Ein Beispiel dafür, dass auf den ersten Blick unscheinbare Änderungen gewichtige Auswirkungen haben können, bietet auch die Ziffer 12 zu Art 4 (Änderungen des RStDG) der aktuellen Dienstrechts-Novelle, wonach „in § 205 Abs. 1 nach der Wortfolge „Verwendungsgruppe A 1“ die Wortfolge „mit Ausnahme jener der Generaldirektion für den Strafvollzug und den Vollzug freiheitsentziehender Maßnahmen“ eingefügt“
wird. Hätte jemand gleich erkannt, dass damit an der „Hausstaatsanwältinnen- bzw Hausstaatsanwältelösung“ im BMJ „geknabbert“ wird und die Dienstrechts-Novelle auch für die geplante „Generaldirektion Strafvollzug“ im BMJ als legistische Geburtshelferin auftritt? Auch hiezu ist die Position der GÖD klar: Die „Hausstaatsanwälte- bzw Hausstaatsanwältinnenlösung“ im BMJ sollte im weitestmöglichen Umfang abgesichert werden, Staatsanwältinnen und Staatsanwälte bzw Richterinnen und Richter dürfen von einer Verwendung bzw Bewerbung für Funktionen im Bereich der Generaldirektion Strafvollzug nicht ausgeschlossen sein und aktuell im BMJ tätige Kolleginnen und Kollegen dürfen keine dienst- oder gar besoldungsrechtliche Nachteile erleiden.

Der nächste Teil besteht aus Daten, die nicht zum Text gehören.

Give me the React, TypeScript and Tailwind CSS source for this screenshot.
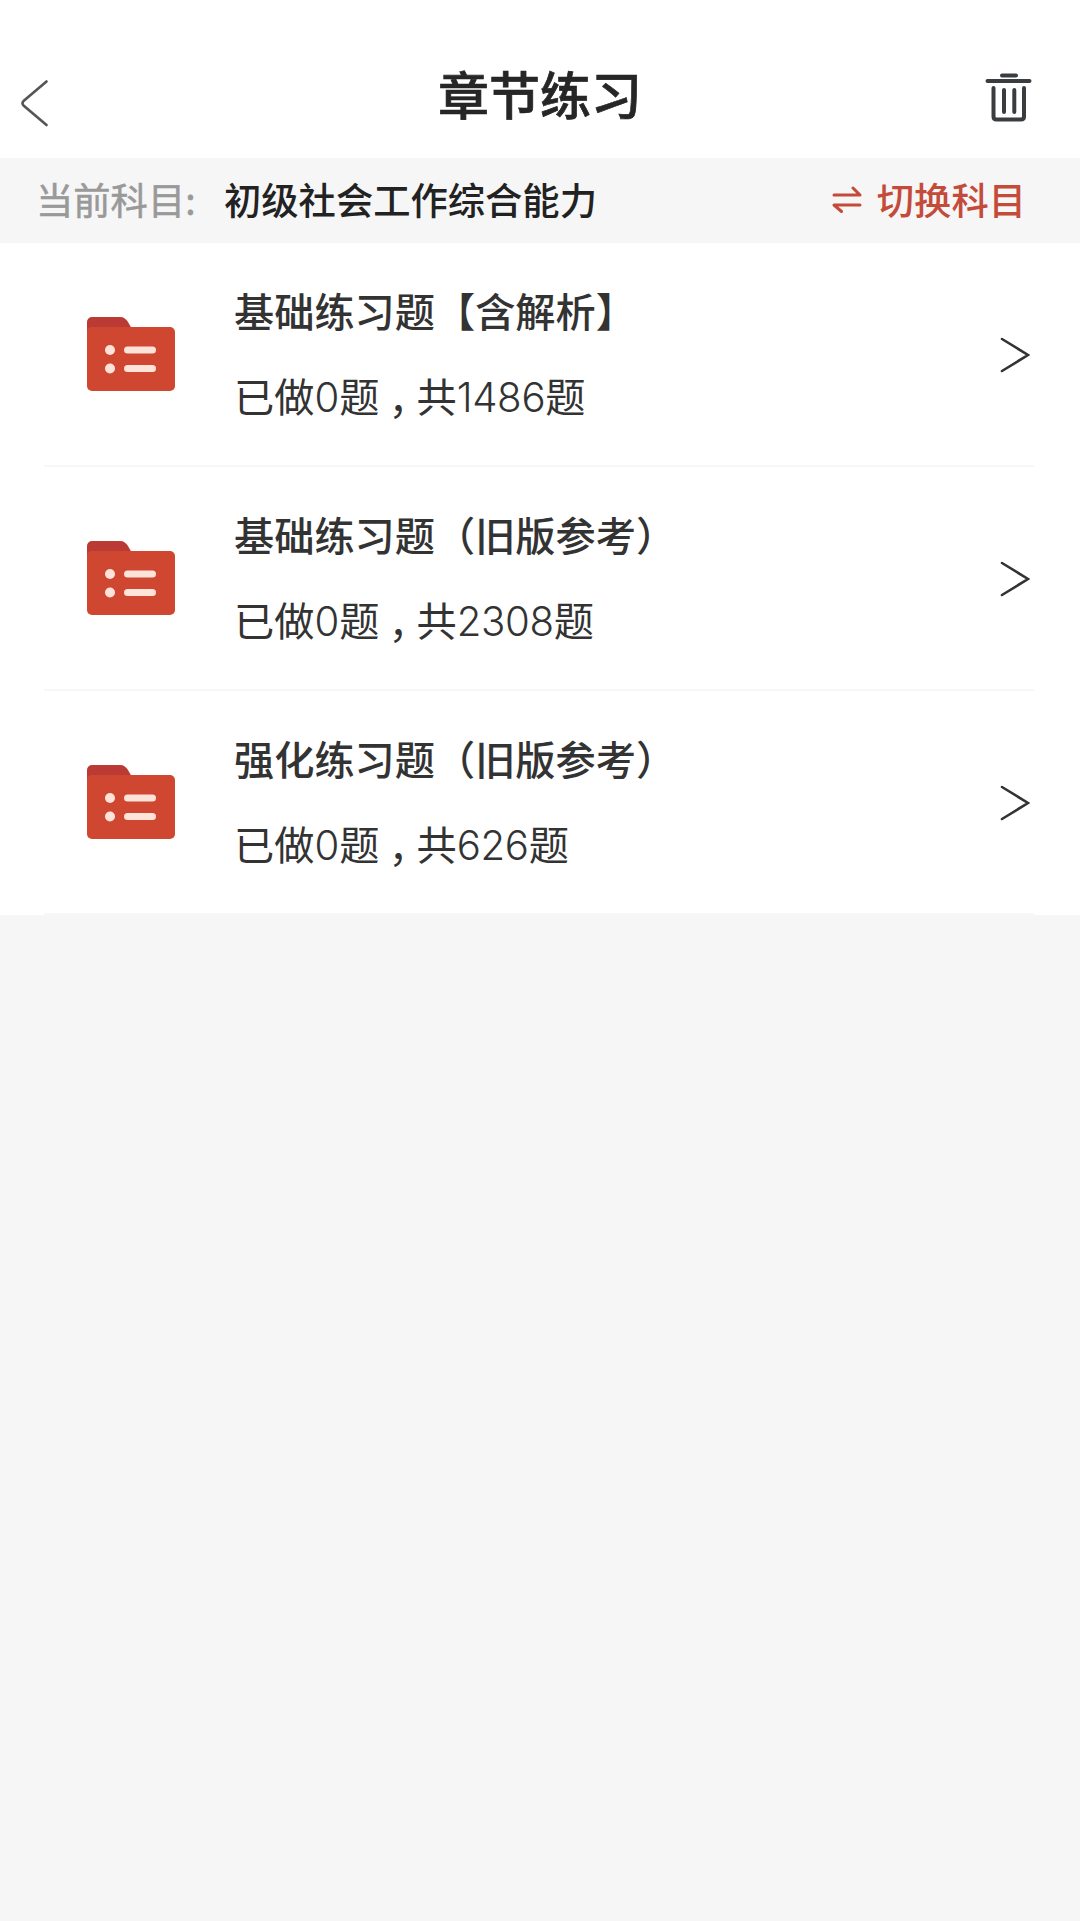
import React from 'react';

interface Chapter {
  title: string;
  done: number;
  total: number;
}

const chapters: Chapter[] = [
  { title: '基础练习题【含解析】', done: 0, total: 1486 },
  { title: '基础练习题（旧版参考）', done: 0, total: 2308 },
  { title: '强化练习题（旧版参考）', done: 0, total: 626 },
];

const FolderIcon: React.FC = () => (
  <svg className="w-[88px] h-[75px] shrink-0" viewBox="0 0 88 75">
    <path d="M0 5a5 5 0 0 1 5-5h28c4 0 6 2 8 5l4 7v12H0z" fill="#bb3a34" />
    <path d="M0 14q0-4 5-4h78a5 5 0 0 1 5 5v54a5 5 0 0 1-5 5H5a5 5 0 0 1-5-5z" fill="#cf4631" />
    <g fill="#fde3d8">
      <circle cx="23" cy="33" r="5" />
      <circle cx="23" cy="51.5" r="5" />
      <rect x="37" y="29.5" width="32" height="7" rx="3.5" />
      <rect x="37" y="48" width="32" height="7" rx="3.5" />
    </g>
  </svg>
);

const Header: React.FC = () => (
  <header className="h-[158px] pt-[63px] px-5 grid grid-cols-[1fr_auto_1fr] items-start">
    <button className="mt-4">
      <svg className="w-[30px] h-[50px]" viewBox="0 0 30 50" fill="none" stroke="#555" strokeWidth="2.6" strokeLinecap="round" strokeLinejoin="round">
        <path d="M26.5 2.5 3.5 22q-2 2.2 0 4.4L26.5 46" />
      </svg>
    </button>
    <h1 className="text-[51px] leading-[60px] font-medium text-[#262626] [-webkit-text-stroke:0.7px]">章节练习</h1>
    <button className="mt-[9px] mr-7 justify-self-end">
      <svg className="w-[48px] h-[52px]" viewBox="0 0 48 52" fill="none" stroke="#3a3d40" strokeWidth="4" strokeLinecap="round">
        <path d="M18 3.5h14M3.5 9h42M9.5 16v28.5q0 3 3 3h24.5q3 0 3-3V16M20 18v22M30.3 18v22" />
      </svg>
    </button>
  </header>
);

const SubjectBar: React.FC = () => (
  <div className="h-[85px] pb-[3px] bg-[#f6f6f6] pl-9 pr-[54px] flex items-center text-[37.3px] leading-[56px] font-medium">
    <span className="w-[188px] text-[#999] font-normal [-webkit-text-stroke:0.5px]">当前科目:</span>
    <span className="text-[#222]">初级社会工作综合能力</span>
    <button className="ml-auto flex items-center text-[#c44b3a]">
      <svg className="w-[30px] h-[28px] mr-[15px]" viewBox="0 0 30 28" fill="none" stroke="currentColor" strokeWidth="3" strokeLinecap="round" strokeLinejoin="round">
        <path d="M2 10h26L21 3M28 20H2L9.5 26.5" />
      </svg>
      切换科目
    </button>
  </div>
);

const ChapterRow: React.FC<{ chapter: Chapter }> = ({ chapter }) => (
  <li className="ml-[44px] mr-[46px] h-[224px] pl-[43px] pr-1 flex items-center border-b-2 border-[#f7f7f7]">
    <FolderIcon />
    <div className="ml-[59px] flex-1 text-[40.2px] text-[#333]">
      <h2 className="leading-[60px] font-medium">{chapter.title}</h2>
      <p className="mt-[25px] leading-[60px] flex">
        已做<span className="pt-[3px] font-['Inter'] font-light">{chapter.done}</span>题
        <span className="w-[37px] pl-[9px] pt-0.5 [font-feature-settings:'halt']">，</span>
        共<span className="pt-[3px] font-['Inter'] font-light tracking-[-0.3px]">{chapter.total}</span>题
      </p>
    </div>
    <svg className="mt-0.5 w-[30px] h-[36px]" viewBox="0 0 30 36" fill="none" stroke="#333" strokeWidth="2.6" strokeLinecap="round">
      <path d="M2 2 28 18 2 34" />
    </svg>
  </li>
);

const App: React.FC = () => {
  return (
    <div className="min-h-screen bg-[#f6f6f6] font-['Noto_Sans_CJK_SC',sans-serif]">
      <div className="bg-white">
        <Header />
        <SubjectBar />
        <ul>
          {chapters.map((chapter) => (
            <ChapterRow key={chapter.title} chapter={chapter} />
          ))}
        </ul>
      </div>
    </div>
  );
};

export default App;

Dienstrechts-Novellen bieten aber auch die jährliche Möglichkeit, längst überfällige Unzulänglichkeiten im RStDG zu reparieren. So konnte trotz mehrfacher Forderungen der Standesvertretungen und Unterstützung des BMJ die Möglichkeit einer Herabsetzung der Auslastung aus beliebigem, insbesondere gesundheitsbezogenem Grund für Richterinnen und Richter im RStDG bislang nicht verankert werden. Dieser im Vergleich zu den übrigen Bundesbediensteten bestehende Ausschluss erscheint unsachlich und gleichheitswidrig. Auf diese Weise arbeitswillige Kolleginnen und Kollegen in den dauernden Ruhestand versetzen zu müssen, ist keine sachgerechte Option. An der Umsetzung dieser Forderung werden wir auch dieses Jahr mit aller Kraft arbeiten.

Unbemerkt, manchmal jedoch viel wichtiger als in Gesetzesform Gegossenes bleiben in diesem Zusammenhang auch jene geplanten Neuregelungen, die – weil sie als nachteilig für die Kolleginnen und Kollegen noch rechtzeitig „wegverhandelt“ werden konnten – gerade nicht den Weg in eine Dienstrechts-Novelle gefunden haben.

Kurz gesagt: In den jährlichen Dienstrechts-Novellen spiegeln sich nicht selten die Ergebnisse harter und beständiger Standesarbeit; sie akribisch zu studieren und ihnen stets wachsam zu begegnen, ist dringend geboten. Dieser Herausforderung stellen sich die richterlichen und staatsanwaltschaftlichen Standesvertretungen mit Ihrer/Eurer Unterstützung jedes Jahr aufs Neue.